Mari Shimomura, 47, a curator at the museum who sorted through Mr. Nagaoka’s materials, which consisted of approximately 12,000 items, said that she was deeply impressed by the fact that the citizens of Hiroshima helped Mr. Nagaoka collect and display the A-bombed items. The museum opened on August 24, 1955. In 1963, one year after Mr. Nagaoka stepped down from his position as museum director, he donated 1,500 items on display in the museum to the museum, the list of which has been kept there as a list of “permanent preservation.”

Actual A-bombed items become central to exhibits

The city then announced a decision to update the exhibition space by adding wax figures that would reproduce the appearance of A-bomb survivors in the aftermath of the atomic bombing. Mr. Nagaoka, however, was opposed to this idea and said, “People all over the world come here to see the actual A-bomb items in person, rather than looking at their imitations.” Yet the figures were finally placed in the museum in 1973, the year of his death. The three mannequins, which were replaced with new figures in 1991, drew considerable attention in the museum and shocked visitors.

In 2010, a general plan to renovate the museum was made and an advisory committee, comprised of experts, began considering the museum’s exhibits and agreed on the idea of removing the mannequins from the museum. In response, a campaign to collect signatures for people to express opposition to this decision was launched on the internet.

Hironobu Ochiba, 41, a curator who was involved in the process of selecting 538 items for the renewed exhibition space said that they wanted to choose items that “would enable visitors to imagine and feel for the death of every A-bomb victim, the sorrow of the bereaved family members, and the suffering of the A-bomb survivors.” During this process, Mr. Ochiba also reflected on the question posed by Toshihiro Kanai, a journalist and activist who advocated the creation of a white paper on the consequences of the atomic bombing and its submission to the United Nations in the mid-1960s.
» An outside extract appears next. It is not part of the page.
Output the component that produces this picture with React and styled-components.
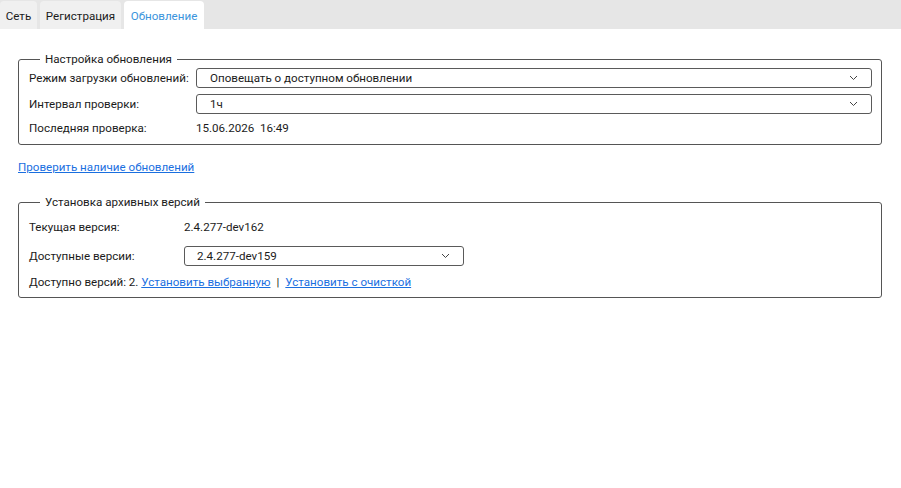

Mr. Kanai had asked: “Have the atomic bombs come to be known for their power, or for their human tragedy?” Like Mr. Nagaoka and Mr. Yamasaki, Mr. Kanai devoted half of his life to gathering materials related to the atomic bombing. The renewed exhibition space is an opportunity for people to return to the origins of the Hiroshima tragedy and contemplate nuclear weapons as fellow human beings.